2. Use Managed Web Scraping Services
Platforms like Grepsr provide compliance-focused solutions. Benefits include:
- Built-in legal and copyright checks
- Automated handling of site updates
- Secure data delivery and storage
3. Respect Website Policies
Websites may have robots.txt files or API guidelines. Following these rules helps prevent IP bans and ensures long-term access to data sources.
4. Limit Data Collection to Necessary Information
Avoid scraping unnecessary personal or copyrighted data. Focus on publicly available, non-sensitive information to reduce compliance exposure.
5. Implement Privacy Controls
When scraping personal data, implement:
- Anonymization or pseudonymization
- Encryption for data in transit and at rest
- Access restrictions for sensitive datasets
How Managed Services Reduce Compliance and Copyright Risk
Managed services provide an additional layer of protection that is difficult to achieve with in-house scraping:
1. Automated Compliance Monitoring
Managed platforms continuously check website updates and changing policies. This reduces the risk of violating terms or laws unknowingly.

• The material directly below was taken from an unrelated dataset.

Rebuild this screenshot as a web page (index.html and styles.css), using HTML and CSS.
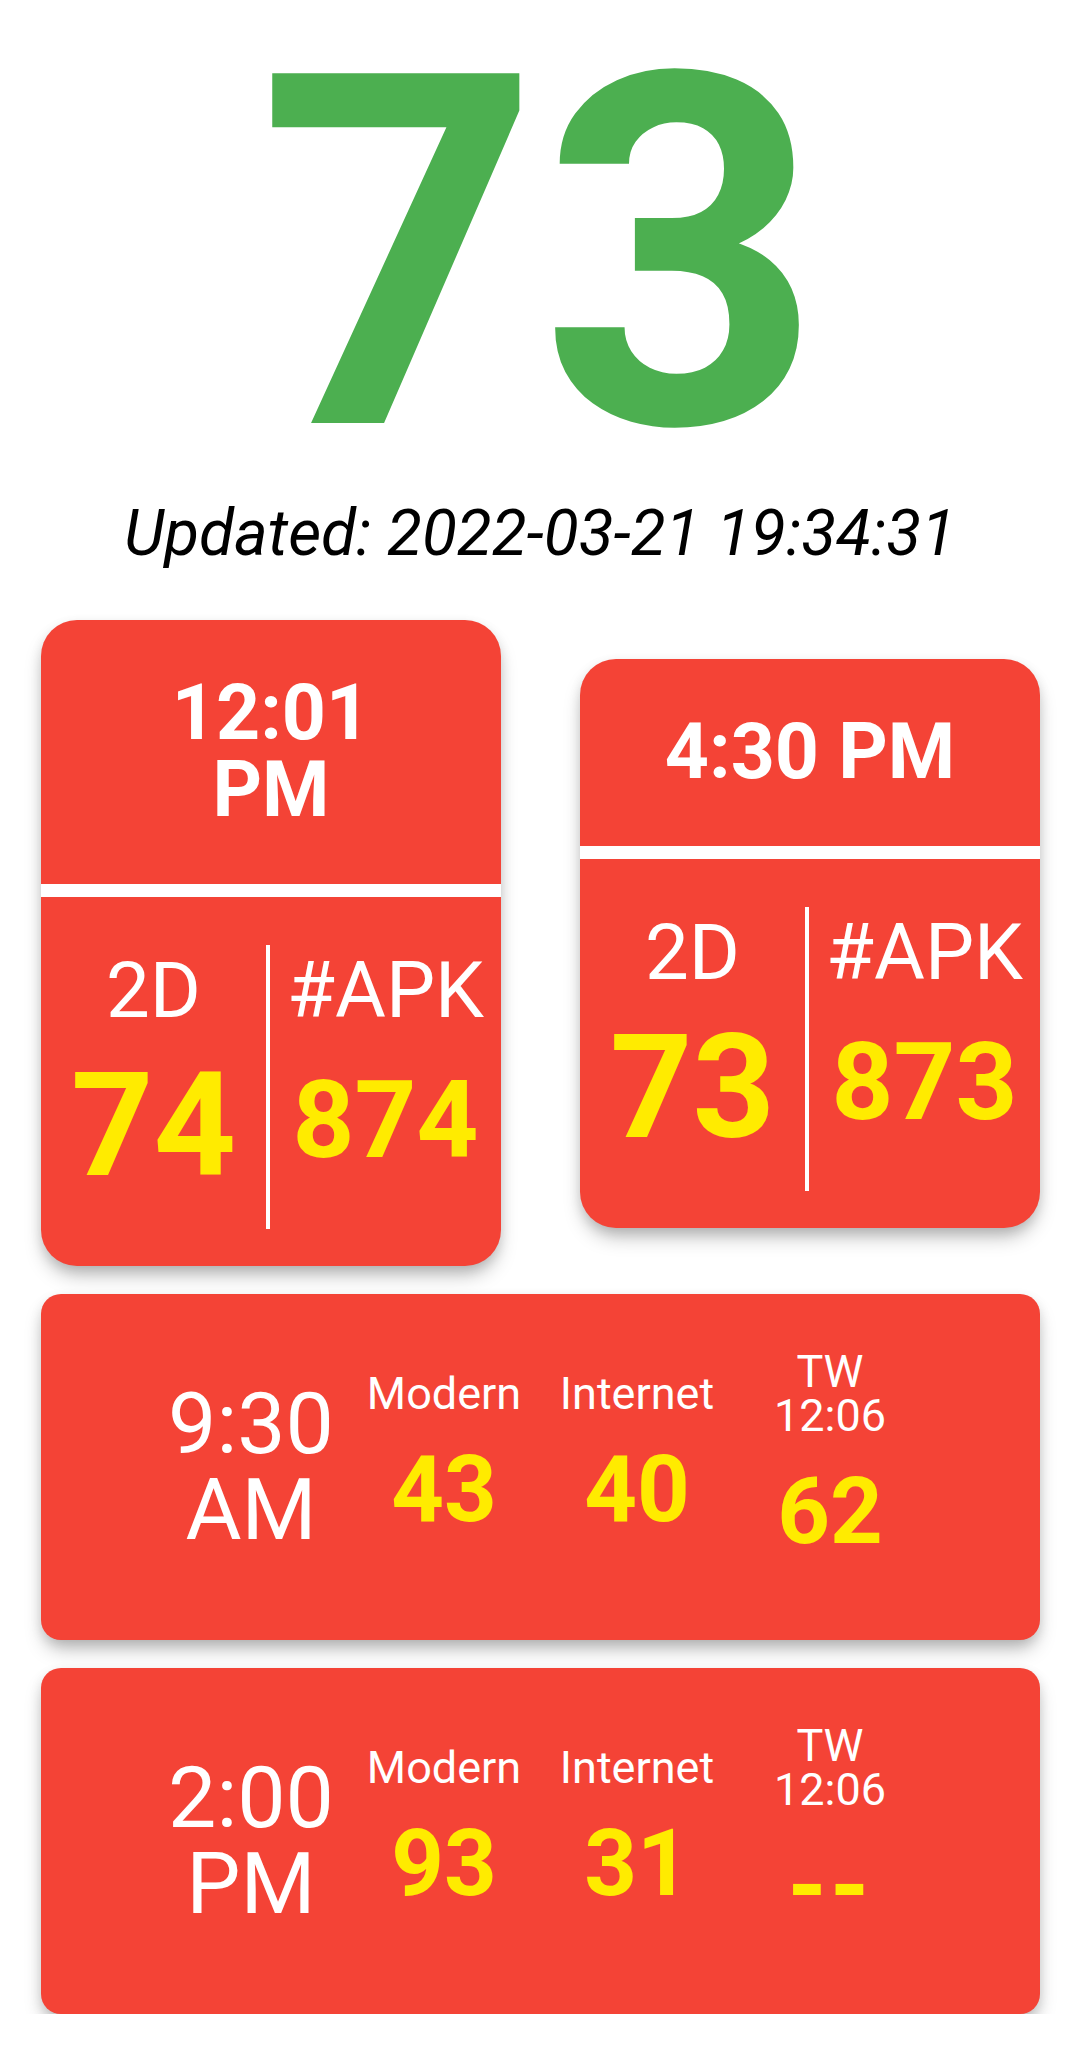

2. Ethical Scraping Practices
Managed services enforce ethical data collection standards, including request throttling and avoidance of sensitive data collection. This prevents overloading servers or breaching privacy expectations.
3. Secure Data Handling
Data collected through managed services is delivered securely with encryption, audit logs, and access controls. This reduces exposure to breaches and legal liability.
4. Expert Guidance
Managed services provide expertise in navigating copyright and compliance landscapes. Enterprises can leverage this guidance to focus on deriving insights rather than managing legal risk.
Case Study: Avoiding Copyright Pitfalls in Enterprise Scraping
A global retail company wanted to monitor competitor product descriptions and images across multiple online marketplaces. Using internal scraping tools, the company faced:
- Risk of copyright infringement for product images
- IP bans from automated access attempts
- Legal concerns due to inconsistent compliance processes
By partnering with Grepsr, the company implemented a managed workflow that:
- Focused on legally permissible data
- Adapted to website changes automatically
- Enforced secure and compliant data handling
The outcome was reliable, continuous insights without legal exposure. Compliance and copyright safety became integrated into daily operations, ensuring long-term scalability.
Practical Recommendations for Enterprises
- Conduct Legal Assessments to understand copyright and compliance risks.
- Use Managed Services to simplify compliance and reduce operational burden.
- Follow Website Guidelines and ethical scraping standards.
- Secure and Anonymize Data to comply with privacy regulations.
- Monitor Changes in laws and site policies continuously to maintain legal-safe operations.
Compliance and Copyright as Strategic Advantages
Web scraping can provide enterprises with significant competitive insights when done safely. Integrating copyright compliance and privacy considerations into web scraping workflows allows businesses to scale operations without interruptions or legal exposure.
Using a managed service like Grepsr, enterprises can extract high-quality web data at scale while staying fully compliant. Compliance and copyright safety are no longer barriers but strategic tools that enable continuous, risk-free data collection and actionable insights.